Even my mum only sees part of me. I can't totally open up to her. I don't even know why, exactly, it's not anxiety, I just can't do it.. :?
 

Tryin

Well-known member
I'm very much the same. It's either crazily shy or crazily wacky. And I really feel that none of these behaviours of mine would be (or is) accepted. None actually functions or enables me to connect with others and reaveal my self. You have to find ballance (and now that's a big deal).

Two weeks ago I went to a trip with my class. It was that kind of a trip where almost everybody gets slightly drunk. I didn't drink at all, still, I felt nice and relaxed, and after a while I happened to let the crazy child out. I danced, sung and talked, talked, talked (along with some of my classmates). And it was, you know, it was okay. I behaved weirdly, but not too differently, as everybody around was drunk. :lol: I don't know if that's funny or sad or what. It's definitely strange and scary. Is my real personality identical to a drunk seventeen-year-old? (Oh, Jesus.)
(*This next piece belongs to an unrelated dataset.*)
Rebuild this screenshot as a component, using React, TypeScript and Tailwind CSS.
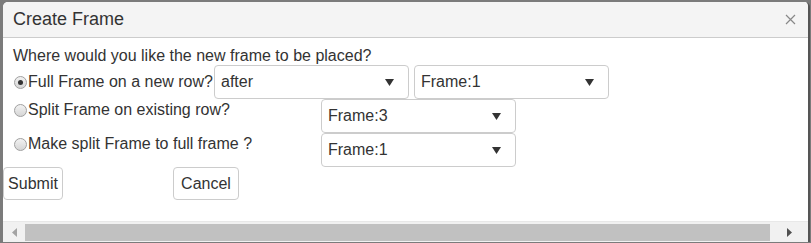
import React from "react";

function Radio({ checked }: { checked?: boolean }) {
  return (
    <span className="mt-px flex h-[13px] w-[13px] shrink-0 items-center justify-center rounded-full border border-[#a0a0a0] bg-gradient-to-b from-[#f2f2f2] to-[#d6d6d6]">
      {checked && <span className="h-[5px] w-[5px] rounded-full bg-[#333]" />}
    </span>
  );
}

function Select({ value, className }: { value: string; className?: string }) {
  return (
    <div
      className={
        "flex h-[34px] w-[195px] shrink-0 items-center justify-between rounded-[4px] border border-[#ccc] bg-white pl-[6px] pr-[14px] text-[16px] text-[#333] " +
        (className ?? "")
      }
    >
      <span>{value}</span>
      <svg width="9" height="7" viewBox="0 0 9 7">
        <path d="M0 0 H9 L4.5 7 Z" fill="#333" />
      </svg>
    </div>
  );
}

export default function App() {
  return (
    <div className="h-[243px] w-[811px] overflow-hidden bg-[#7b7b7b] pl-[3px] pr-[1px] pt-[2px] font-['Liberation_Sans',Arial,sans-serif]">
      <div className="flex h-[240px] flex-col overflow-hidden rounded-t-[5px] border-r-2 border-[#555] bg-white">
        <div className="flex h-[36px] shrink-0 items-center justify-between border-b border-[#ccc] bg-[#f4f4f4] pl-[10px] pr-[12px]">
          <span className="text-[18px] text-[#333]">Create Frame</span>
          <svg width="11" height="11" viewBox="0 0 11 11">
            <path d="M1 1 L10 10 M10 1 L1 10" stroke="#888" strokeWidth="1.2" />
          </svg>
        </div>

        <div className="flex flex-1 flex-col pt-[9px] text-[16px] leading-[18px] text-[#333]">
          <div className="pl-[10px]">Where would you like the new frame to be placed?</div>

          <div className="flex items-center">
            <div className="flex w-[211px] shrink-0 items-center whitespace-nowrap pl-[11px]">
              <Radio checked />
              <span className="ml-px">Full Frame on a new row?</span>
            </div>
            <Select value="after" />
            <Select value="Frame:1" className="ml-[5px]" />
          </div>

          <div className="flex items-start">
            <div className="flex w-[318px] shrink-0 items-center whitespace-nowrap pl-[11px] pt-[2px]">
              <Radio />
              <span className="ml-px">Split Frame on existing row?</span>
            </div>
            <Select value="Frame:3" />
          </div>

          <div className="flex items-start">
            <div className="flex w-[318px] shrink-0 items-center whitespace-nowrap pl-[11px] pt-[2px]">
              <Radio />
              <span className="ml-px">Make split Frame to full frame ?</span>
            </div>
            <Select value="Frame:1" />
          </div>

          <div className="flex items-center">
            <button className="h-[33px] w-[60px] rounded-[4px] border border-[#ccc] bg-white text-[16px] text-[#333]">
              Submit
            </button>
            <button className="ml-[110px] h-[33px] w-[66px] rounded-[4px] border border-[#ccc] bg-white text-[16px] text-[#333]">
              Cancel
            </button>
          </div>

          <div className="mt-auto flex h-[21px] items-center border-t border-[#e8e8e8] bg-[#f1f1f1]">
            <div className="flex w-[22px] justify-center">
              <svg width="5" height="9" viewBox="0 0 5 9">
                <path d="M5 0 V9 L0 4.5 Z" fill="#a3a3a3" />
              </svg>
            </div>
            <div className="h-[17px] flex-1 bg-[#c1c1c1]" />
            <div className="flex w-[38px] justify-center">
              <svg width="5" height="9" viewBox="0 0 5 9">
                <path d="M0 0 V9 L5 4.5 Z" fill="#505050" />
              </svg>
            </div>
          </div>
        </div>
      </div>
    </div>
  );
}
Hope I'll find out what is fake and what's real. Soon. And hope you all will manage that, too. Good luck to everyone. :wink:
 

Meee

Member
Yup, I know exactly what you mean. Usually people only see the overly serious, sarcastic, cold version of me, but if I'm comfortable with someone and not in a situation where I'm required to be serious I usually act kinda crazy and immature (I'm not actually sure if that's a good thing, but at least it's me).
 

tomato

Member
I think that MOST people are like this, it's just human nature...we all have people we feel more relaxed around than others, and therefore feel more able to let our guard down.
 

Waybuloo

Well-known member
People clsoe to me say i am wacky, cheeky, funny and weird (in the good way). But to co workers i am serious and formal, stilted conversationalist and shy.
 

groove88

Active member
Chihiro said:
People clsoe to me say i am wacky, cheeky, funny and weird (in the good way). But to co workers i am serious and formal, stilted conversationalist and shy.

I can really relate to that :lol: talk about "split personality lol
 

pandamonium77

Well-known member
Yusss, at home and with certain friends *especially outside of school*, I'm pretty much insane.. in a good way
I don't know what it is, but i think its the lack of people where i can truly be who i really is.
 

InDeepshit

Well-known member
nope i'm almost always apathetic no matter what situation. i don't have a hidden interesting personality !! ::(: but when i'm in a rare good mood i'm chirpy and expressive.
Urrrgh. i once went to a mind body spirit festival and had a face reading taken... after talking to me she said that i had a very soft personality. then she went on about how i should shape my eyebrows haha.